『セッション』('14)、『ラ・ラ・ランド』('16)と話題作を連発してきた若き才能、デイミアン・チャゼル監督が次に選んだ題材は、人類史上初めて月に降り立った宇宙飛行士、ニール・アームストロングであった。アメリカ史の重要な1ページとして誰もが知る、1969年のアポロ11号打ち上げと月面着陸。この一大プロジェクトを成功させるまでに、主人公が経験したさまざまなドラマを描いた『ファースト・マン』は、アメリカ映画らしい王道のテーマに正面から取り組んだ意欲作だ。非常に有名なこのエピソードが、予想外の視点から新鮮に描かれる本作は、デイミアン・チャゼル監督がこれまで扱ってきたテーマを引き継ぎつつ、これぞ現代のアメリカ映画だと観客を納得させるだろう。
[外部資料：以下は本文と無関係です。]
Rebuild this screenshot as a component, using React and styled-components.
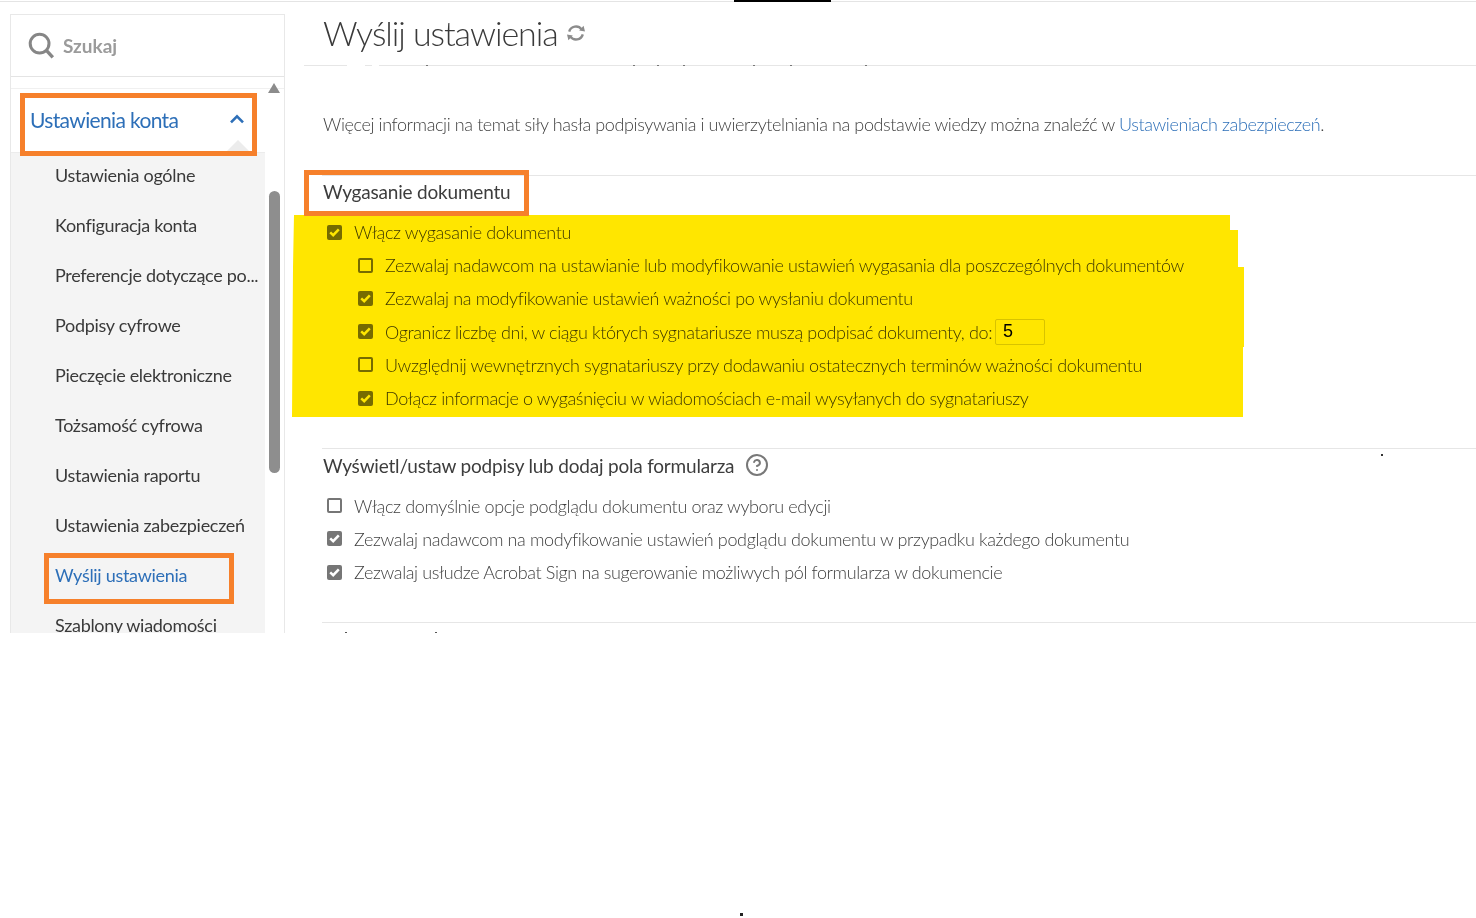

主人公のアームストロング役に抜擢されたのは、『ラ・ラ・ランド』でジャズミュージシャンのセブを演じたライアン・ゴズリング。
「これまで僕は、偉大になりたい、有名になりたいといった野望に燃える人物を撮影してきた」*1 と、チャゼル監督は語っている。「偉大さ」は、彼が長らく追い求めきた主要テーマであった。音楽の世界で頂点を目指す青年を描いた『セッション』。俳優として成功したい、一流ミュージシャンになりたいと願う若き男女の愛をテーマにした『ラ・ラ・ランド』。いずれも、登場人物は偉大になるという非常に強い意志、偉大さや名声へのこだわりを持っていた。なぜ偉大にならなくてはいけないか、そのようなまわりくどい説明は、これまでのチャゼル作品には不要であった。偉大さを目指すことは疑いようのない前提であり、名声は無条件にすばらしいと主人公たちは信じている。ことほどさように、チャゼル作品には、アメリカ映画の主人公である以上、どのような犠牲を支払ってでも、偉大さを求めることは当然の義務だ、とでもいうべき、偉大さへの強迫観念があった。
考えてみれば、偉大さへの憧れはアメリカ文化の特徴でもある。トランプ大統領は「アメリカをふたたび偉大に」(Make America Great Again)と訴えて選挙戦を勝ち抜いた。偉大さの概念がアメリカ国民を揺り動かしたことは事実であろう。しかし、偉大とは具体的にどのような状態を指すのか、このスローガンからは不明瞭である。
さらに言えば、「ふたたび」(Again)というからには、過去に偉大だった特定の時代のアメリカを復活させたいのだろうが、いったいどの時代を指すのかもよくわからない。トランプ大統領のスローガンにあって、偉大さとはあいまいな概念、威勢のよいかけ声でしかない。しかし、おそらくそれで十分なのだ。アメリカにおける偉大さは国是のようなものであって、アメリカ国民には、グレイトの意味など後付けでかまわない、とにかくわれわれは何かしらグレイトな達成をする必要があるのだ、とみずからに言い聞かせているような節がある。人類初の月面着陸、という挑戦にアメリカが沸き立ったのも、こうした偉大さへのこだわりゆえであろう。
『ファースト・マン』は、かかる偉大さへの憧れが大きな犠牲をともなって描かれるアイロニーゆえに、見る者を考えさせる。劇中、アームストロングは数多くの苦悩を経験する。訓練や実験の途中で起こる事故によって、次々に死んでいく仲間たち。愛する娘の病死。飢えた国民を助けずに月へロケットを飛ばすなど本末転倒だという、社会からの厳しい批判。予算獲得のため、政治家に愛想笑いをする虚しい仕事。緊張を強いられる日々がもたらす、家族との不和。かくして本作は、死と別離、孤独とすれ違いが全編を支配する、暗い物語となっている(原作を読むとわかるが、アームストロングは海軍時代から数多くの事故で仲間の死を経験している)。